Broccoli raab is a rich source of vitamins A, C, and K, as well as potassium. It tastes a bit like broccoli but is more pungent with a nutty flavor and a slightly bitter taste.

When buying it at the grocers look for bright green leaves that are crisp and upright, not yellowed or wilted. Unlike broccoli you do not need to peel the stems. If the stems are large, start by sautéing them for a few minutes before adding the leaves to the pan. That will allow them to soften a bit.

Broccoli raab

Broccoli raab

How to Cook Broccoli Raab or Rapini

You can cook the leaves, stems and flower heads like broccoli (broil, stir-fry, braise, sauté, or steam). My preference is to blanch them briefly in boiling water (1-2 minutes) and then sauté with thinly sliced garlic and a chopped shallot, finishing with a couple of finely chopped anchovies or a teaspoon of anchovy paste seems to really fill out the umami flavor (a few dried red pepper flakes can also give a punch).

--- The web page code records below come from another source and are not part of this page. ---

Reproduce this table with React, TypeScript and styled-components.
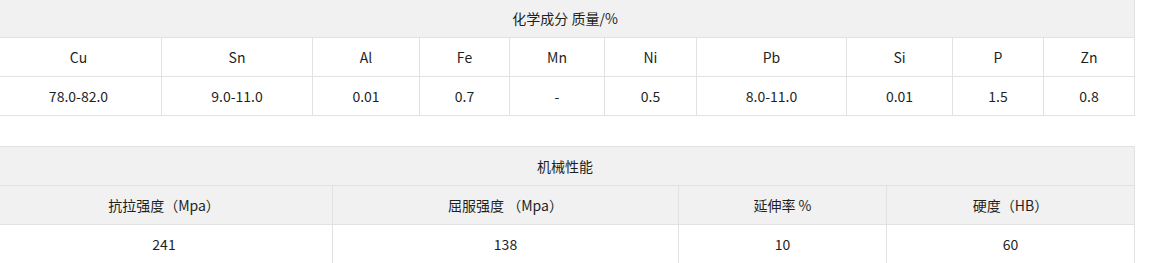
import styled, { createGlobalStyle } from 'styled-components'

const GlobalStyle = createGlobalStyle`
  body {
    margin: -2px 0 0 -5px;
    background-color: #ffffff;
    font-family: "Noto Sans CJK SC", "Noto Sans", sans-serif;
    color: #1f1f1f;
  }
`

const Page = styled.div`
  width: 1140px;
  display: flex;
  flex-direction: column;
  gap: 30px;
`

const Table = styled.table`
  width: 1140px;
  border-collapse: collapse;
  table-layout: fixed;
`

const Col = styled.col<{ $w: number }>`
  width: ${(p) => p.$w}px;
`

const Cell = styled.td<{ $head?: boolean }>`
  height: 38px;
  padding: 0;
  border: 1px solid #e2e2e2;
  background-color: ${(p) => (p.$head ? '#f1f1f1' : '#ffffff')};
  font-size: 14px;
  line-height: 38px;
  text-align: center;
  white-space: nowrap;
`

const chemCols = [166, 151, 107, 90, 95, 92, 150, 106, 91, 91]
const elements = ['Cu', 'Sn', 'Al', 'Fe', 'Mn', 'Ni', 'Pb', 'Si', 'P', 'Zn']
const amounts = ['78.0-82.0', '9.0-11.0', '0.01', '0.7', '-', '0.5', '8.0-11.0', '0.01', '1.5', '0.8']

const mechCols = [337, 346, 208, 248]
const props = ['抗拉强度（Mpa）', '屈服强度 （Mpa）', '延伸率 %', '硬度（HB）']
const values = ['241', '138', '10', '60']

export default function App() {
  return (
    <>
      <GlobalStyle />
      <Page>
        <Table>
          <colgroup>
            {chemCols.map((w, i) => (
              <Col key={i} $w={w} />
            ))}
          </colgroup>
          <tbody>
            <tr>
              <Cell $head colSpan={10}>
                化学成分 质量/%
              </Cell>
            </tr>
            <tr>
              {elements.map((e) => (
                <Cell key={e}>{e}</Cell>
              ))}
            </tr>
            <tr>
              {amounts.map((a, i) => (
                <Cell key={i}>{a}</Cell>
              ))}
            </tr>
          </tbody>
        </Table>

        <Table>
          <colgroup>
            {mechCols.map((w, i) => (
              <Col key={i} $w={w} />
            ))}
          </colgroup>
          <tbody>
            <tr>
              <Cell $head colSpan={4}>
                机械性能
              </Cell>
            </tr>
            <tr>
              {props.map((p) => (
                <Cell $head key={p}>
                  {p}
                </Cell>
              ))}
            </tr>
            <tr>
              {values.map((v, i) => (
                <Cell key={i}>{v}</Cell>
              ))}
            </tr>
          </tbody>
        </Table>
      </Page>
    </>
  )
}
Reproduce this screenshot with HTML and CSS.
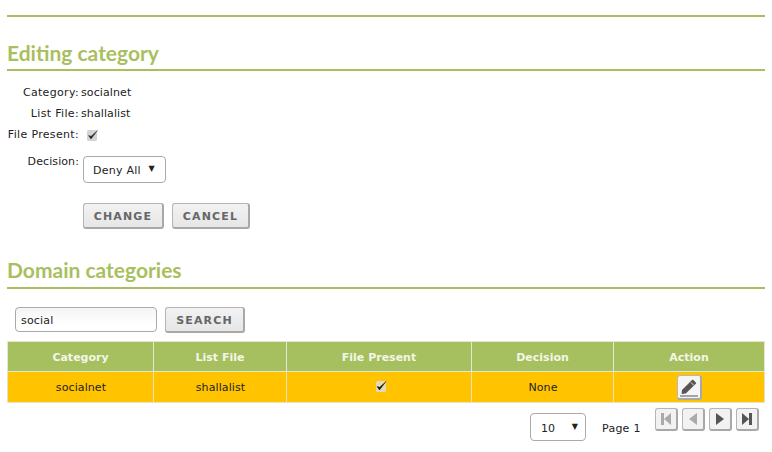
FILE: index.html
```html
<!DOCTYPE html>
<html lang="en">
<head>
<meta charset="utf-8">
<title>Editing category</title>
<link rel="stylesheet" href="styles.css">
</head>
<body>
<div class="page">
  <div class="top-rule"></div>
  <h2 class="heading first">Editing category</h2>
  <form class="edit-form">
    <div class="label l1">Category:</div><div class="value l1">socialnet</div>
    <div class="label l2">List File:</div><div class="value l2">shallalist</div>
    <div class="label l3">File Present:</div>
    <div class="value l3"><svg class="check" width="14" height="14" viewBox="0 0 14 14"><rect x="1" y="2" width="10" height="11" rx="1.5" fill="#d4d4d4"/><path d="M2.5 7.5 5 11 11.5 2.5 5.2 8.2z" fill="#222" stroke="#222" stroke-width=".4"/></svg></div>
    <div class="label l4">Decision:</div>
    <div class="value l4"><div class="select deny"><span>Deny All</span><span class="arrow">▼</span></div></div>
    <div class="actions"><button type="button" class="btn change">CHANGE</button><button type="button" class="btn cancel">CANCEL</button></div>
  </form>
  <h2 class="heading second">Domain categories</h2>
  <div class="search-row"><div class="input">social</div><button type="button" class="btn search">SEARCH</button></div>
  <table class="grid">
    <colgroup><col class="c1"><col class="c2"><col class="c3"><col class="c4"><col class="c5"></colgroup>
    <thead><tr><th>Category</th><th>List File</th><th>File Present</th><th>Decision</th><th>Action</th></tr></thead>
    <tbody><tr><td>socialnet</td><td>shallalist</td>
      <td><svg class="row-check" width="14" height="14" viewBox="0 0 14 14"><rect x="2" y="2" width="10" height="11" rx="1.5" fill="#e4d9b0"/><path d="M3 7.5 5.500 11 12 2.500 5.700 8.200z" fill="#111" stroke="#111" stroke-width=".4"/></svg></td>
      <td>None</td>
      <td class="action-cell"><div class="edit-btn"><svg width="20" height="20" viewBox="0 0 20 20"><path d="M3 13 13 3a1 1 0 0 1 1.400 0l2.400 2.400a1 1 0 0 1 0 1.400L6.800 16.400 2.600 17z" fill="#555"/><path d="M12 5.500 14.800 8.300" stroke="#f2f2f2" stroke-width=".9"/><path d="M1 19h18" stroke="#555" stroke-width="1"/></svg></div></td></tr></tbody>
  </table>
  <div class="pager">
    <div class="select size"><span>10</span><span class="arrow">▼</span></div>
    <span class="page-label">Page 1</span>
    <div class="nav-group">
      <div class="nav off"><svg width="14" height="14" viewBox="0 0 14 14"><path d="M2 1h3v12H2zM12 1v12L5 7z" fill="#aaa"/></svg></div>
      <div class="nav off"><svg width="14" height="14" viewBox="0 0 14 14"><path d="M11 1v12L3 7z" fill="#aaa"/></svg></div>
      <div class="nav"><svg width="14" height="14" viewBox="0 0 14 14"><path d="M3 1v12l8-6z" fill="#555"/></svg></div>
      <div class="nav"><svg width="14" height="14" viewBox="0 0 14 14"><path d="M2 1v12l7-6zM9 1h3v12H9z" fill="#555"/></svg></div>
    </div>
  </div>
</div>
</body>
</html>
```

FILE: styles.css
```css
* { box-sizing: border-box; }
html, body { margin: 0; padding: 0; background: #fff; }
body { font-family: "DejaVu Sans", sans-serif; font-size: 11px; color: #222; width: 772px; height: 452px; overflow: hidden; }
.page { padding: 15px 7px 0; }
.top-rule { height: 2px; background: #a6bf5f; }
.heading { margin: 0; font-family: "Lato", sans-serif; font-size: 21px; font-weight: 700; line-height: 23px; color: #a9bf5e; border-bottom: 2px solid #a6bf5f; height: 30px; }
.heading.first { margin-top: 24px; }
.heading.second { margin-top: 29px; height: 31px; }
.edit-form { display: grid; grid-template-columns: 72px 1fr; column-gap: 2px; margin-top: 15px; }
.label { text-align: right; line-height: 14px; white-space: nowrap; letter-spacing: .33px; }
.label.l4 { letter-spacing: .1px; }
.value { line-height: 14px; letter-spacing: .1px; }
.l1, .l2 { height: 21px; }
.l3 { height: 27px; }
.check { display: block; margin: 0 0 0 5px; }
.select { display: flex; align-items: center; justify-content: space-between; border: 1px solid #aaa; border-radius: 4px; background: #fff; height: 27px; color: #222; letter-spacing: .25px; }
.deny { width: 83px; margin: 1px 0 0 2px; padding: 3px 10px 0 9px; }
.arrow { font-size: 8px; position: relative; top: -2px; }
.actions { grid-column: 2; display: flex; gap: 8px; margin: 20px 0 0 2px; }
.btn { font-family: "DejaVu Sans", sans-serif; font-weight: bold; font-size: 11px; letter-spacing: 1.15px; color: #666; height: 26px; background: linear-gradient(#f2f2f2, #e6e6e6); border: 1px solid #b5b5b5; border-right: 2px solid #a8a8a8; border-bottom: 2px solid #a8a8a8; border-radius: 3px; padding: 1px 0 0; }
.change { width: 81px; }
.cancel { width: 78px; }
.search-row { display: flex; gap: 8px; margin: 18px 0 0 8px; }
.input { width: 142px; height: 25px; border: 1px solid #aaa; border-radius: 4px; background: linear-gradient(#f4f4f4, #fff 70%); font-size: 11px; line-height: 25px; padding-left: 5px; color: #222; letter-spacing: .2px; }
.search { width: 80px; }
.grid { width: 757px; border-collapse: collapse; table-layout: fixed; margin-top: 8px; }
.c1 { width: 146px; } .c2 { width: 133px; } .c3 { width: 185px; } .c4 { width: 142px; } .c5 { width: 151px; }
.grid th, .grid td { padding: 1px 0 0; text-align: center; font-size: 11px; border: 1px solid #dcdcc8; }
.grid th { height: 30px; background: #a6bf5f; color: #f4f6e8; font-weight: bold; border-color: #e4e8d0; }
.grid td { height: 31px; padding-left: 1px; background: #ffc300; color: #222; border-color: #e8e2c0; letter-spacing: .1px; }
.grid td.action-cell { padding-left: 0; }
.row-check { display: block; margin: -3px auto 0; position: relative; left: 1px; }
.edit-btn { width: 25px; height: 25px; margin: 0 auto; display: flex; align-items: center; justify-content: center; background: #f5f5f5; border: 1px solid #b8b8b8; border-bottom: 2px solid #a8a8a8; border-right: 2px solid #a8a8a8; border-radius: 3px; }
.pager { display: flex; align-items: flex-start; margin-top: 5px; padding-left: 523px; }
.size { width: 56px; height: 28px; padding: 2px 7px 0 10px; margin-top: 5px; letter-spacing: 0; }
.page-label { margin: 14px 0 0 16px; line-height: 14px; width: 53px; letter-spacing: .25px; }
.nav-group { display: flex; gap: 4px; }
.nav { width: 23px; height: 23px; display: flex; align-items: center; justify-content: center; background: #f2f2f2; border: 1px solid #b5b5b5; border-right: 2px solid #a8a8a8; border-bottom: 2px solid #a8a8a8; border-radius: 3px; }
```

  1. Rinse and trim 1/4-inch from bottom of stems.
  2. Cut stalks crosswise into 2-inch pieces and drop them into salted (optional), boiling water.
  3. Cook for 1 to 2 minutes and remove with slotted spoon. Drain.
  4. Heat 3 or 4 tablespoons of olive oil in a skillet.
  5. Add 2 thinly sliced garlic cloves and a finely chopped shallot; turn the heat down to medium and sauté for 3 to 5 minutes until softened. Be careful not to burn the garlic or it will turn bitter.
  6. Add the blanched broccoli raab/rapini to the skillet and continue to sauté for another 5 minutes until cooked. If the stalks were large, add and cook for a few minutes before adding the leaves.
  7. Optional – Add 2-3 finely chopped anchovies and a few dried red pepper flakes.
Broccoli Raab

Sauteed Broccoli Raab

You could also toss the finished broccoli raab with some pasta and top with freshly grated parmesan. It’s delicious that way.